Character. One of "fit", "delta", or "loess" determining the method to compute delta values. Only the first element of the provided vector is used.

gene_delta_threshold

Numeric. Threshold applied to the delta values for gene annotation.

downsample

Numeric. Proportion of coverage data to retain (e.g., 0.01 for 1 percent).

point_size

Numeric. Size of the plotted data points.

line_size

Numeric. Size of the plotted trend line.

line_color

Character. Color for the trend line.

colors

Named vector of colors for chromosomes. If NULL, an alternating palette of black/gray is used.

max_value

Numeric. Maximum allowed delta value; values above this are capped.

min_value

Numeric. Minimum allowed delta value; values below this are capped.

min_variant_distance

Numeric. Minimum distance (in bp) for a variant call to be retained.

samplename

Character. A label for the sample that is appended to the plot title.

chr_filter

Character. If specified, only data from the given chromosome are processed.

trend_window

Integer. The number of consecutive data points over which to compute the running median trend line.

apply_weight

Logical. If TRUE, weight multipliers are applied to delta values outside CNA calls.

outside_weight

Numeric. Multiplier applied to delta values outside CNA calls.

inside_weight

Numeric. Multiplier applied to delta values inside CNA calls.

variant_alpha

Numeric. Transparency level for variant rectangles.

trend_regions

Character. One of "both", "inside", or "outside" to control where the trend line is plotted. Default is "both".

exclude_xy

Logical. If TRUE, chromosomes X and Y are excluded from the analysis.

return_data

Logical. If TRUE, returns a list containing the plot, the coverage data, and variant calls.

Value

Either a ggplot2 object representing the CNA plot or a list with additional processed data when return_data is TRUE.

Details

The function performs several steps:

  1. Imports coverage data from the BigWig file using import.bw() and keeps only standard chromosomes (with keepStandardChromosomes()).

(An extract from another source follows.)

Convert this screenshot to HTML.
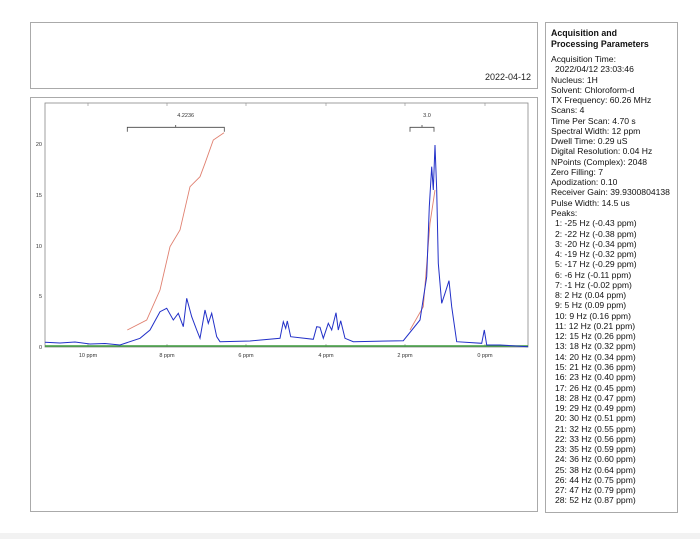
<!DOCTYPE html>
<html><head><meta charset="utf-8"><style>
body{margin:0;width:700px;height:539px;background:#fff;overflow:hidden;position:relative;font-family:"Liberation Sans",sans-serif;}
.box{position:absolute;border:1px solid #aaa;box-sizing:border-box;}
#panel{left:545px;top:22px;width:133px;height:491px;font-size:8.6px;color:#111;line-height:10.26px;padding:5px 0 0 5px;}
#panel b{display:block;font-size:8.8px;line-height:10.5px;margin-bottom:5px;}
.i{padding-left:4px}
</style></head><body>
<div class="box" style="left:30px;top:22px;width:508px;height:67px;"><div style="position:absolute;right:6px;top:49px;font-size:9px;color:#222">2022-04-12</div></div>
<div class="box" style="left:30px;top:97px;width:508px;height:415px;"></div>
<svg style="position:absolute;left:0;top:0" width="700" height="539" font-family="Liberation Sans, sans-serif" font-size="5.5" fill="#333">
<rect x="45" y="103" width="483" height="244" fill="none" stroke="#888" stroke-width="0.8"/>
<g stroke="#888" stroke-width="0.6">
<line x1="88" y1="347" x2="88" y2="344"/><line x1="167" y1="347" x2="167" y2="344"/><line x1="246" y1="347" x2="246" y2="344"/><line x1="326" y1="347" x2="326" y2="344"/><line x1="405" y1="347" x2="405" y2="344"/><line x1="485" y1="347" x2="485" y2="344"/>
<line x1="88" y1="103" x2="88" y2="106"/><line x1="167" y1="103" x2="167" y2="106"/><line x1="246" y1="103" x2="246" y2="106"/><line x1="326" y1="103" x2="326" y2="106"/><line x1="405" y1="103" x2="405" y2="106"/><line x1="485" y1="103" x2="485" y2="106"/>
</g>
<g text-anchor="end"><text x="42" y="146">20</text><text x="42" y="197">15</text><text x="42" y="248">10</text><text x="42" y="298">5</text><text x="42" y="349">0</text></g>
<g text-anchor="middle"><text x="88" y="357">10 ppm</text><text x="167" y="357">8 ppm</text><text x="246" y="357">6 ppm</text><text x="326" y="357">4 ppm</text><text x="405" y="357">2 ppm</text><text x="485" y="357">0 ppm</text>
<text x="185.7" y="117">4.2236</text><text x="427" y="117">3.0</text></g>
<path d="M127.3 131.7V127.3H224.3V131.7M175.7 127.3V125M410 131.7V127.3H434V131.7M422 127.3V125" fill="none" stroke="#444" stroke-width="0.8"/>
<line x1="45" y1="346" x2="528" y2="346" stroke="#3a9a3a" stroke-width="1.5"/>
<path d="M127.3 330L146.7 320L160 290L170 246.7L180 230L190 186.7L200 176.7L205 163.3L213.3 140L224 132.7" fill="none" stroke="#e08070" stroke-width="0.9"/>
<path d="M410 330L423.3 306.7L430 223.3L435 190" fill="none" stroke="#e08070" stroke-width="0.9"/>
<path d="M45 342.3L60 343L75 342L90 344L105 343.5L120 345L140 338.3L150 330L160 311.7L166.7 308.3L173.3 320L178.3 313.3L183.3 326.7L186.7 298.3L191.7 316.7L196.7 330L200 338.3L205 310L208.3 323.3L211.7 313.3L216.7 336.7L220 341.7L250 341L280 338.3L283.3 321.7L285.7 328.3L287.3 321L290.7 336.7L313.3 339.3L316.7 326.7L320 327.3L323.3 338.3L328.3 323.3L331.7 330L336 312.7L338.3 330L340.7 320.7L345 338.3L353.3 341.7L403.3 340.7L420 320L426.7 276.7L429.3 206.7L431.7 166.7L433.3 190L435 145L436.7 190L438.3 263.3L441.7 303.3L445 293.3L449 280.7L451.7 306.7L456.7 341.7L481.7 343.3L484.3 330L486.7 345L500 345L528 346.7" fill="none" stroke="#2230c8" stroke-width="1"/>
</svg>
<div class="box" id="panel"><b>Acquisition and<br>Processing Parameters</b>
Acquisition Time:<br><span class="i">2022/04/12 23:03:46</span><br>Nucleus: 1H<br>Solvent: Chloroform-d<br>TX Frequency: 60.26 MHz<br>Scans: 4<br>Time Per Scan: 4.70 s<br>Spectral Width: 12 ppm<br>Dwell Time: 0.29 uS<br>Digital Resolution: 0.04 Hz<br>NPoints (Complex): 2048<br>Zero Filling: 7<br>Apodization: 0.10<br>Receiver Gain: 39.9300804138<br>Pulse Width: 14.5 us<br>Peaks:<br>
<div class="i">1: -25 Hz (-0.43 ppm)<br>2: -22 Hz (-0.38 ppm)<br>3: -20 Hz (-0.34 ppm)<br>4: -19 Hz (-0.32 ppm)<br>5: -17 Hz (-0.29 ppm)<br>6: -6 Hz (-0.11 ppm)<br>7: -1 Hz (-0.02 ppm)<br>8: 2 Hz (0.04 ppm)<br>9: 5 Hz (0.09 ppm)<br>10: 9 Hz (0.16 ppm)<br>11: 12 Hz (0.21 ppm)<br>12: 15 Hz (0.26 ppm)<br>13: 18 Hz (0.32 ppm)<br>14: 20 Hz (0.34 ppm)<br>15: 21 Hz (0.36 ppm)<br>16: 23 Hz (0.40 ppm)<br>17: 26 Hz (0.45 ppm)<br>18: 28 Hz (0.47 ppm)<br>19: 29 Hz (0.49 ppm)<br>20: 30 Hz (0.51 ppm)<br>21: 32 Hz (0.55 ppm)<br>22: 33 Hz (0.56 ppm)<br>23: 35 Hz (0.59 ppm)<br>24: 36 Hz (0.60 ppm)<br>25: 38 Hz (0.64 ppm)<br>26: 44 Hz (0.75 ppm)<br>27: 47 Hz (0.79 ppm)<br>28: 52 Hz (0.87 ppm)</div>
</div>
<div style="position:absolute;left:0;top:533px;width:700px;height:6px;background:#f2f2f2"></div>
</body></html>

  2. Optionally loads external GC/repeat data when using the "fit" method.

  3. Filters and down-samples the coverage data.

  4. Computes delta values using the specified method:

    • ["delta"] subtracts the mean coverage.

    • ["loess"] fits a LOESS model and computes log2 ratios.

    • ["fit"] fits a linear model to predict coverage based on GC content and repeat fraction.

  5. Reads and filters variant calls from the VCF file.

  6. Computes genomic offsets via generate_offsets() (assumed to be defined elsewhere).

  7. Applies weighting to delta values and computes a running median trend line using rollapply().

  8. Based on the value of trend_regions, the trend line is shown only for regions:

    • "inside": only within CNV call regions,

    • "outside": only outside CNV call regions, or

    • "both": across all regions (the default).

  9. Builds the plot with ggplot2 incorporating points, trend line, variant rectangles, and chromosome boundaries.

Note

This function assumes that the helper function generate_offsets() is defined in your package.